After hearing Muni's story Ganesh feels sorry for him and decides to help him, Ganesh requests Andaiyar to lie to his family that the ghost has left and andaiyar agrees. Ganesh now possessed by Muni manages to get a job as a bodyguard for Dhandapani's daughter but after he brutally kills Dhandapani's brother Dhandapani finds out that Ganesh is Muni and hires an exorcist named Mastaan Bhai to save himself. Bhai captures Muni and bargains with him, who agrees to let Dhandapani go if he repents and helps the poor villagers. In the climax, at Ayyanaar temple, Dhandapani confesses to the people that he killed Muni and his daughter. He then leaves money with the villagers. Muni talks with the people and eats the feast prepared by them. Bhai tells Muni to leave Ganesh's body, and he does. However, Dhandapani lied and was planning to get back all his money from the villagers. Ganesh, upon hearing this, kills Dhandapani. Bhai sees this act but does nothing, as he finally sees the injustice done by Dhandapani.

== Production ==
Muni is the second film produced by Saran via Gemini Productions after Aaru (2005). The film was launched with a puja at AVM Studios in late June 2006. In early January 2007, a song sequence was shot before a 40 feet tall idol of Muneeswarar.

== Soundtrack ==
The soundtrack was composed by Bharadwaj.

Track listing
| No. | Title | Lyrics | Singer(s) | Length |
|---|---|---|---|---|
| 1. | "Assah Pussah" | Pa. Vijay | Karthik, Priya Himesh | 4:16 |
| 2. | "Suru Suru Susuravarthi" | Raghava Lawrence | Ranjith, Anuradha Sriram | 4:18 |
| 3. | "Gulla Gulla Dracula" | Pa. Vijay | Bharadwaj | 4:23 |
| 4. | "Thalai Suthuthey Mami" (Version 1) | Raghava Lawrence | Bharadwaj, Kavitha | 4:50 |
| 5. | "Varranda Muni" | Pa. Vijay | Mukesh | 3:53 |
| 6. | "Thalai Suthuthey Mami" (Version 2) | Raghava Lawrence | Raghava Lawrence | 4:10 |
| Total length: |  |  |  | 25:50 |

== Critical reception ==
Sify wrote, "On the whole, Muni does not make for great horror film. At best it provides some funny comedy time!!". Malini Mannath of Chennai Online wrote "Lawrence's Telugu ventures were better crafted and presented. He hasn't revealed even half that potential here. Again, the attempt to blend comedy with the supernatural doesn't quite work out here.

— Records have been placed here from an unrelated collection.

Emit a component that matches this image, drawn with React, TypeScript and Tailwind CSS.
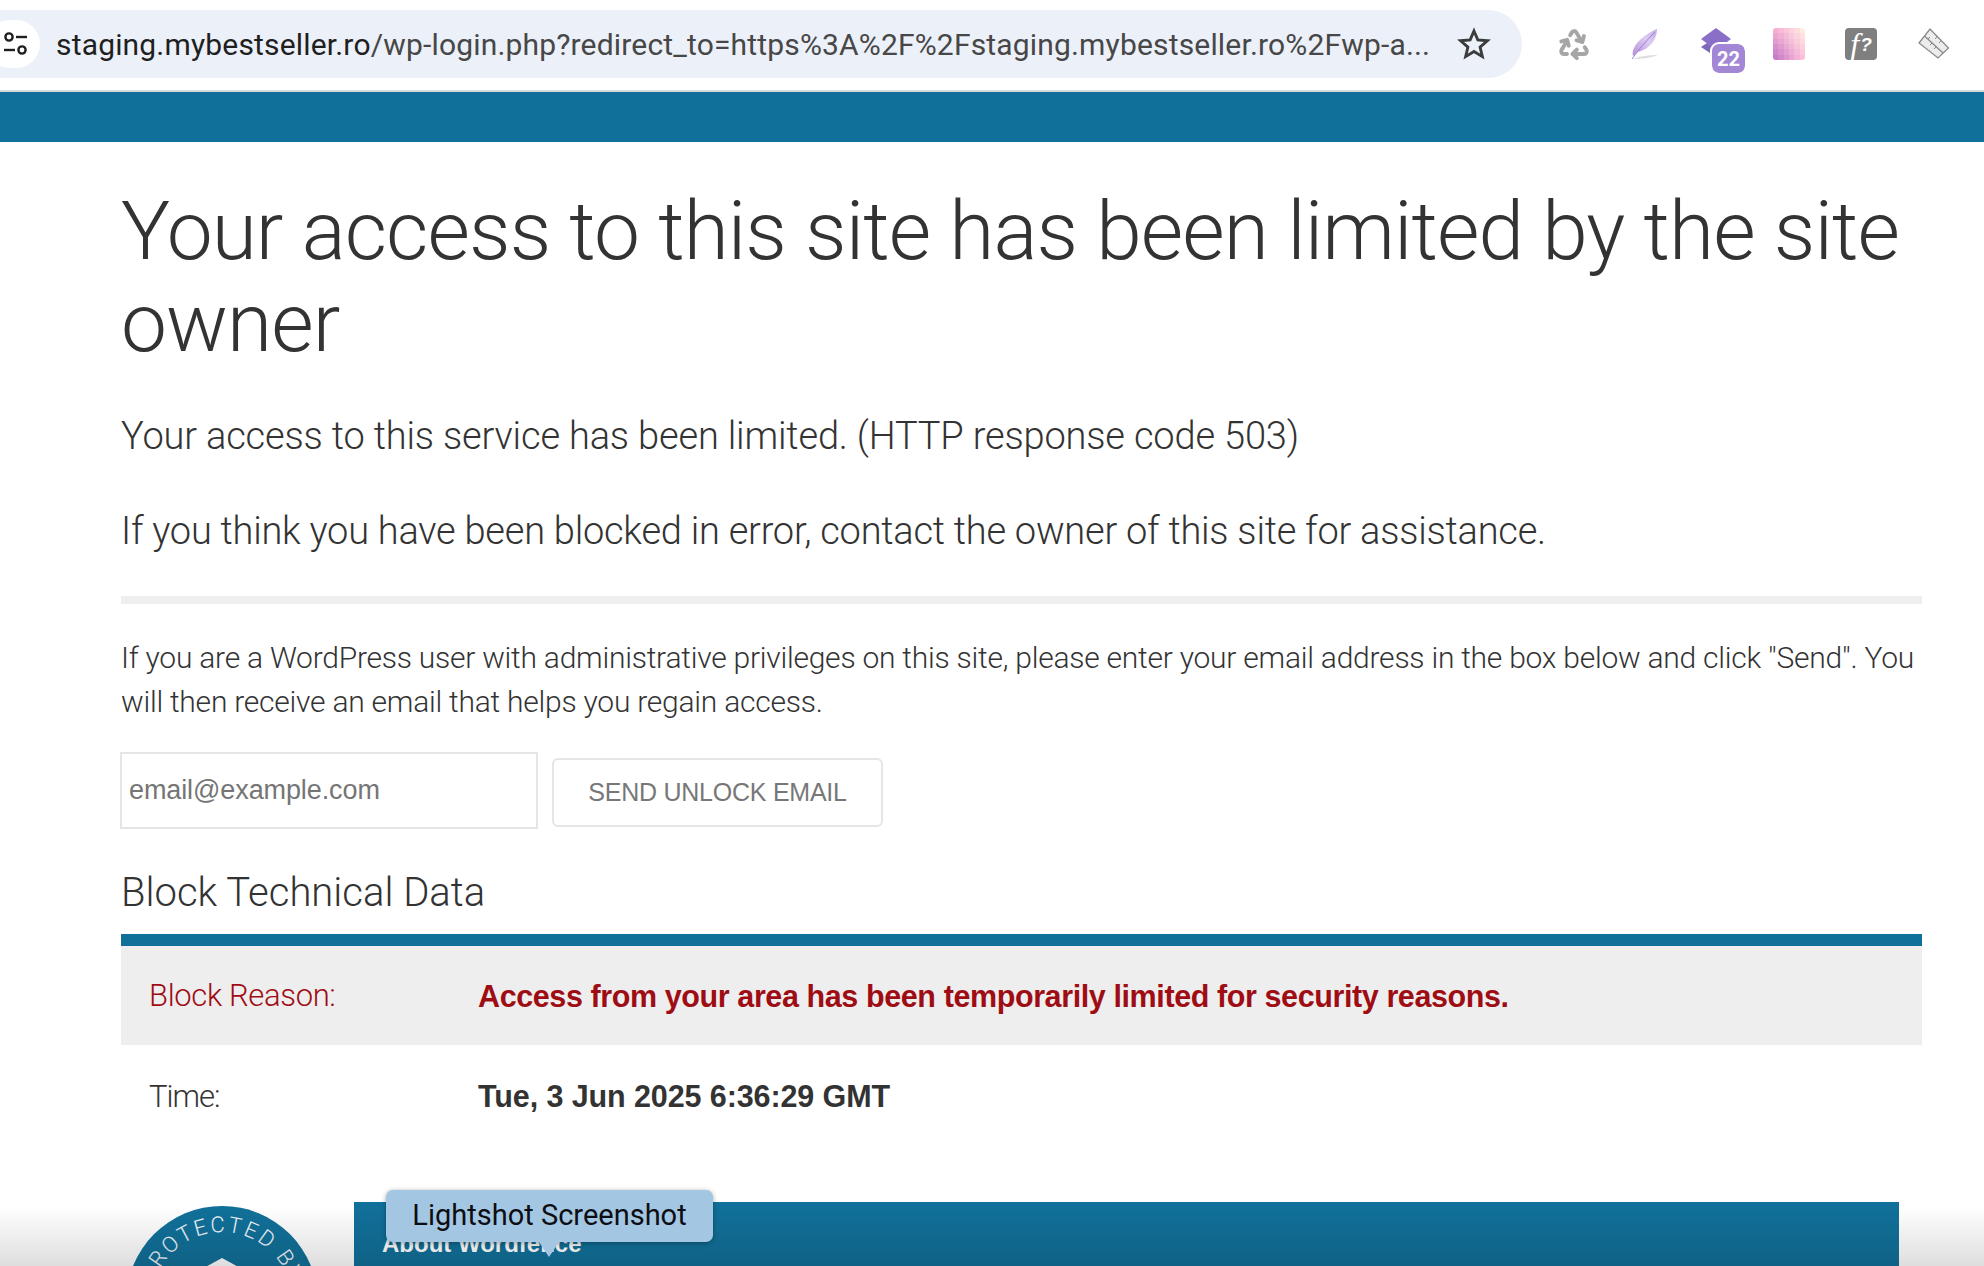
import React from "react";

const sans = "font-['Roboto','Liberation_Sans',sans-serif]";

function Tune() {
  return (
    <svg width="28" height="28" viewBox="0 0 28 28" fill="none" stroke="#1f1f1f" strokeWidth="2.4">
      <circle cx="8" cy="7" r="3.6" />
      <path d="M15 7h11" />
      <path d="M3 20h11" />
      <circle cx="21" cy="20" r="3.6" />
    </svg>
  );
}

function Star() {
  return (
    <svg width="34" height="34" viewBox="0 0 24 24" fill="none" stroke="#3c3c3c" strokeWidth="2" strokeLinejoin="miter">
      <path d="M12 2.8l2.7 6.3 6.8.6-5.2 4.5 1.6 6.7-5.9-3.6-5.9 3.6 1.6-6.7-5.2-4.5 6.8-.6z" />
    </svg>
  );
}

function Recycle() {
  return (
    <svg width="34" height="34" viewBox="0 0 24 24" fill="none" stroke="#a6a6a6" strokeWidth="2.8" strokeLinecap="round" strokeLinejoin="round" className="blur-[0.5px]">
      <path d="M7 19H4.8a1.8 1.8 0 0 1-1.6-.9 1.8 1.8 0 0 1 0-1.8l3.9-6.6" />
      <path d="M11 19h8.2a1.8 1.8 0 0 0 1.6-.9 1.8 1.8 0 0 0 0-1.8l-1.2-2" />
      <path d="m14 16-3 3 3 3" />
      <path d="M8.3 13.2 7.2 9.1 3.1 10.2" />
      <path d="m9.3 5.8 1.2-2a1.8 1.8 0 0 1 1.5-.9 1.8 1.8 0 0 1 1.6.9l3.9 6.6" />
      <path d="m13.8 9.4 4.1 1.1 1.1-4.1" />
    </svg>
  );
}

function Quill() {
  return (
    <svg width="28" height="32" viewBox="0 0 28 32" fill="none">
      <defs>
        <linearGradient id="q" x1="0" y1="1" x2="1" y2="0">
          <stop offset="0" stopColor="#b48fdb" />
          <stop offset="0.6" stopColor="#dccdf2" />
          <stop offset="1" stopColor="#c3a9e6" />
        </linearGradient>
      </defs>
      <path d="M2 28C0 19 10 8 26 1 26 11 19 21 7 24z" fill="url(#q)" />
      <path d="M1 31C7 22 15 13 24 4" stroke="#a27fd2" strokeWidth="1" />
      <path d="M2 31c7-3 17-4 25-4-8 3-17 4-25 4z" fill="#dedede" />
    </svg>
  );
}

function Stack() {
  return (
    <div className="relative h-[46px] w-[46px]">
      <svg width="32" height="30" viewBox="0 0 32 30" className="absolute left-0 top-0">
        <path d="M16 0l15 11-15 11L1 11z" fill="#8a6fc8" />
        <path d="M1 19l6-4 9 7 9-7 6 4-15 10z" fill="#7c69b8" />
      </svg>
      <div className="absolute left-[12px] top-[16px] flex h-[29px] w-[33px] items-center justify-center rounded-[7px] bg-[#a387d6] font-['Roboto',sans-serif] text-[20px] font-bold text-white outline-2 outline-white">
        22
      </div>
    </div>
  );
}

const cells = Array.from({ length: 36 }, (_, i) => {
  const u = (i % 6) / 5;
  const v = Math.floor(i / 6) / 5;
  const mix = (tl: number, tr: number, bl: number, br: number) =>
    Math.round(tl * (1 - u) * (1 - v) + tr * u * (1 - v) + bl * (1 - u) * v + br * u * v);
  return `rgb(${mix(246, 255, 198, 253)},${mix(174, 234, 123, 191)},${mix(210, 228, 200, 216)})`;
});

function PinkGrid() {
  return (
    <div className="grid h-[32px] w-[32px] grid-cols-6 overflow-hidden rounded-[3px]">
      {cells.map((c, i) => (
        <div key={i} style={{ backgroundColor: c }} />
      ))}
    </div>
  );
}

function FontIcon() {
  return (
    <div className="flex h-[32px] w-[32px] items-center justify-center overflow-hidden rounded-[4px] bg-[#7f7f7f] text-white">
      <span className="font-['Liberation_Serif',serif] text-[32px] italic leading-none">f</span>
      <span className="ml-[1px] font-['Liberation_Sans',sans-serif] text-[19px] font-bold italic leading-none">?</span>
    </div>
  );
}

function Ruler() {
  return (
    <svg width="32" height="32" viewBox="0 0 32 32" fill="none" stroke="#8a8a8a" strokeWidth="1.3">
      <path d="M1 15L12 1l18.500 19-10.500 10z" fill="#ececec" />
      <path d="M6.500 8L25 25" />
      <path d="M12 17l2-2M16 21l2-2M10 11l2-2M17 11l2-2M21 15l2-2" strokeWidth="1" />
    </svg>
  );
}

function Seal() {
  return (
    <svg width="192" height="192" viewBox="0 0 192 192" className="block">
      <circle cx="96" cy="96" r="96" fill="#117099" />
      <defs>
        <path id="arc" d="M26 96a70 70 0 0 1 140 0" />
      </defs>
      <text fill="#f0f6fa" fontSize="22" letterSpacing="2.400" fontFamily="Roboto, sans-serif" fontWeight="300" textAnchor="middle">
        <textPath href="#arc" startOffset="50%">PROTECTED BY</textPath>
      </text>
      <path d="M96 52l44 24v40l-44 30-44-30V76z" fill="#fff" />
    </svg>
  );
}

export default function App() {
  return (
    <div className="relative h-[1266px] w-[1984px] overflow-hidden bg-white font-['Roboto','Liberation_Sans',sans-serif] font-light text-[#333]">
      <header className="flex h-[90px] items-start pt-[10px]">
        <div className="flex h-[68px] w-[1522px] shrink-0 items-center rounded-r-[34px] bg-[#ecf0f9]">
          <div className="ml-[-14px] flex h-[48px] w-[54px] shrink-0 items-center justify-center rounded-full bg-white pl-[4px]">
            <Tune />
          </div>
          <div className={`ml-[16px] w-[1384px] shrink-0 whitespace-nowrap text-[30px] font-normal tracking-[0.17px] text-[#474747] ${sans}`}>
            <span className="text-[#1f1f1f]">staging.mybestseller.ro</span>/wp-login.php?redirect_to=https%3A%2F%2Fstaging.mybestseller.ro%2Fwp-a...
          </div>
          <div className="ml-[17px] shrink-0"><Star /></div>
        </div>
        <div className="flex h-[68px] items-center">
          <div className="ml-[35px] shrink-0"><Recycle /></div>
          <div className="ml-[40px] shrink-0"><Quill /></div>
          <div className="ml-[41px] shrink-0 pt-[14px]"><Stack /></div>
          <div className="ml-[27px] shrink-0"><PinkGrid /></div>
          <div className="ml-[40px] shrink-0"><FontIcon /></div>
          <div className="ml-[41px] shrink-0"><Ruler /></div>
        </div>
      </header>
      <div className="h-[2px] bg-[#d5dadd]" />
      <div className="h-[50px] bg-[#117099]" />

      <main className="ml-[121px] w-[1801px]">
        <h1 className="mt-[43px] text-[82px] leading-[92px] tracking-[-0.9px]">
          Your access to this site has been limited by the site owner
        </h1>
        <p className="mt-[44px] text-[38px] leading-[46px] tracking-[-0.17px]">
          Your access to this service has been limited. (HTTP response code 503)
        </p>
        <p className="mt-[49px] text-[38px] leading-[46px] tracking-[-0.24px]">
          If you think you have been blocked in error, contact the owner of this site for assistance.
        </p>
        <hr className="mt-[42px] h-[8px] border-0 bg-[#eeeeee]" />
        <p className="mt-[32px] text-[30px] leading-[44px] tracking-[-0.24px]">
          If you are a WordPress user with administrative privileges on this site, please enter your email address in the box below and click "Send". You will then receive an email that helps you regain access.
        </p>
        <div className="mt-[28px] flex items-start">
          <input
            readOnly
            placeholder="email@example.com"
            className="ml-[-1px] h-[77px] w-[418px] border-2 border-[#e5e5e5] px-[7px] font-['Liberation_Sans',sans-serif] text-[27px] font-normal tracking-[-0.1px] placeholder:text-[#757575]"
          />
          <div className="ml-[14px] mt-[6px] flex h-[69px] w-[331px] items-center justify-center rounded-[6px] border-2 border-[#e5e5e5] font-['Liberation_Sans',sans-serif] text-[25px] font-normal tracking-[-0.25px] text-[#777]">
            SEND UNLOCK EMAIL
          </div>
        </div>
        <h2 className="mt-[39px] text-[40px] leading-[50px]">Block Technical Data</h2>
        <div className="mt-[16px] h-[12px] bg-[#117099]" />
        <div className="flex h-[99px] items-center bg-[#eeeeee] pt-[2px] text-[#9f0d14]">
          <div className="w-[357px] pl-[28px] text-[31px] tracking-[-0.35px]">Block Reason:</div>
          <div className="font-['Liberation_Sans',sans-serif] text-[30.5px] font-bold tracking-[-0.4px]">
            Access from your area has been temporarily limited for security reasons.
          </div>
        </div>
        <div className="flex h-[102px] items-center pt-[2px]">
          <div className="w-[357px] pl-[28px] text-[31px] tracking-[-1px]">Time:</div>
          <div className="font-['Liberation_Sans',sans-serif] text-[30.5px] font-bold tracking-[-0.1px]">
            Tue, 3 Jun 2025 6:36:29 GMT
          </div>
        </div>
        <div className="mt-[55px] flex items-start">
          <div className="ml-[5px] mt-[4px] w-[192px] shrink-0"><Seal /></div>
          <div className="ml-[36px] h-[200px] w-[1545px] shrink-0 bg-[#117099] pl-[28px] pt-[23px] font-['Liberation_Sans',sans-serif] text-[24px] font-bold leading-[38px] text-white">
            About Wordfence
          </div>
        </div>
      </main>

      <div className="absolute bottom-0 left-0 right-0 h-[60px] bg-[linear-gradient(to_bottom,rgba(0,0,0,0),rgba(0,0,0,0.13))]" />

      <div className="absolute left-[386px] top-[1190px] flex h-[52px] w-[327px] items-center justify-center rounded-[7px] bg-[#a3c7e2] font-['Roboto',sans-serif] text-[29px] font-normal text-[#0d0d14] shadow-[0_1px_5px_rgba(0,0,0,0.35)]">
        Lightshot Screenshot
        <div className="absolute left-[153px] top-[52px] h-0 w-0 border-x-[10px] border-t-[15px] border-x-transparent border-t-[#a3c7e2]" />
      </div>
    </div>
  );
}
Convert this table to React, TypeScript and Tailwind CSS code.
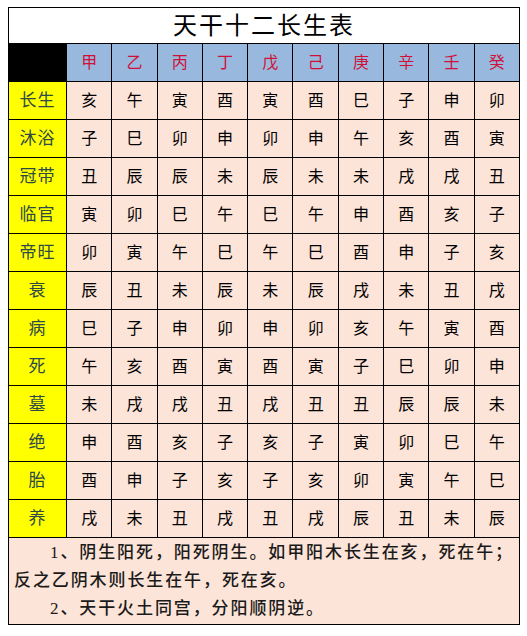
const stems = ['甲', '乙', '丙', '丁', '戊', '己', '庚', '辛', '壬', '癸']

const rows: [string, string[]][] = [
  ['长生', ['亥', '午', '寅', '酉', '寅', '酉', '巳', '子', '申', '卯']],
  ['沐浴', ['子', '巳', '卯', '申', '卯', '申', '午', '亥', '酉', '寅']],
  ['冠带', ['丑', '辰', '辰', '未', '辰', '未', '未', '戌', '戌', '丑']],
  ['临官', ['寅', '卯', '巳', '午', '巳', '午', '申', '酉', '亥', '子']],
  ['帝旺', ['卯', '寅', '午', '巳', '午', '巳', '酉', '申', '子', '亥']],
  ['衰', ['辰', '丑', '未', '辰', '未', '辰', '戌', '未', '丑', '戌']],
  ['病', ['巳', '子', '申', '卯', '申', '卯', '亥', '午', '寅', '酉']],
  ['死', ['午', '亥', '酉', '寅', '酉', '寅', '子', '巳', '卯', '申']],
  ['墓', ['未', '戌', '戌', '丑', '戌', '丑', '丑', '辰', '辰', '未']],
  ['绝', ['申', '酉', '亥', '子', '亥', '子', '寅', '卯', '巳', '午']],
  ['胎', ['酉', '申', '子', '亥', '子', '亥', '卯', '寅', '午', '巳']],
  ['养', ['戌', '未', '丑', '戌', '丑', '戌', '辰', '丑', '未', '辰']],
]

export default function App() {
  return (
    <div
      className="min-h-[636px] bg-white pl-[8px] pt-[7px]"
      style={{ fontFamily: '"Liberation Serif", "Noto Sans CJK SC", serif' }}
    >
      <div className="w-[512px] border border-black">
        {/* Title */}
        <div className="flex h-[36px] items-center justify-center border-b border-black bg-white text-[24px] tracking-[2px] text-black">
          天干十二长生表
        </div>

        {/* Table */}
        <div className="grid grid-cols-[57px_repeat(10,1fr)] gap-px bg-black">
          <div className="h-[37px] bg-black" />
          {stems.map((s) => (
            <div
              key={s}
              className="flex h-[37px] items-center justify-center bg-[#98b9dd] text-[16px] text-[#d0103a]"
            >
              {s}
            </div>
          ))}
          {rows.map(([label, cells]) => (
            <>
              <div
                key={label}
                className="flex h-[37px] items-center justify-center bg-[#ffff00] text-[17px] tracking-[1px] text-[#2e4a45]"
              >
                {label}
              </div>
              {cells.map((c, i) => (
                <div
                  key={label + i}
                  className="flex h-[37px] items-center justify-center bg-[#fde4d8] text-[16px] text-black"
                >
                  {c}
                </div>
              ))}
            </>
          ))}
        </div>

        {/* Notes */}
        <div className="border-t border-black bg-[#fde4d8] px-[5px] pb-[1px] pt-[1px] text-[17px] font-medium leading-[28px] tracking-[1.9px] text-[#1a1a1a]">
          <p className="indent-[36px]">1、阴生阳死，阳死阴生。如甲阳木长生在亥，死在午；反之乙阴木则长生在午，死在亥。</p>
          <p className="indent-[36px]">2、天干火土同宫，分阳顺阴逆。</p>
        </div>
      </div>
    </div>
  )
}
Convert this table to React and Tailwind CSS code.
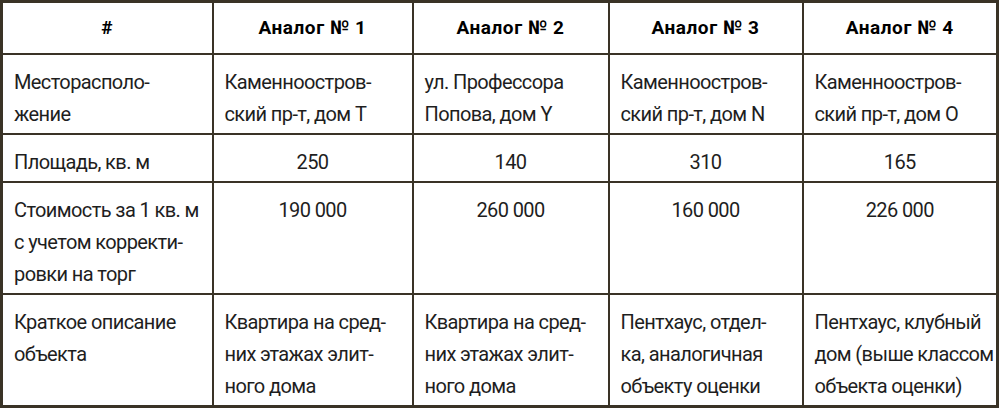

For, the film neither makes you laugh nor takes you to the edge of your seat. Minus it's [sic] gore and violence, 'Muni' at most could have turned out to be enjoyable fare for children!". Lajjavathi of Kalki praised the acting of Rajkiran and Lawrence and other actors, Bharadwaj's music and Ramesh Khanna's dialogues and called the film as comedy express. Sriram Iyer of Rediff.com wrote, "Though the first half of the movie seems frivolous, it has, nevertheless contributed to building up the plot, which takes a serious turn in the second half where it ceases to be scary". Malathi Rangarajan of The Hindu wrote, "Muni exemplifies the multifarious skills of Raghava Lawrence. The only snag is he tries to showcase all of them at the same time. The choreographer, in particular, often tries to overtake the director, and in the process treatment suffers".

== Sequels ==

The success of the film spawned three spiritual successors: Kanchana (2011), Kanchana 2 (2015) and Kanchana 3 (2019).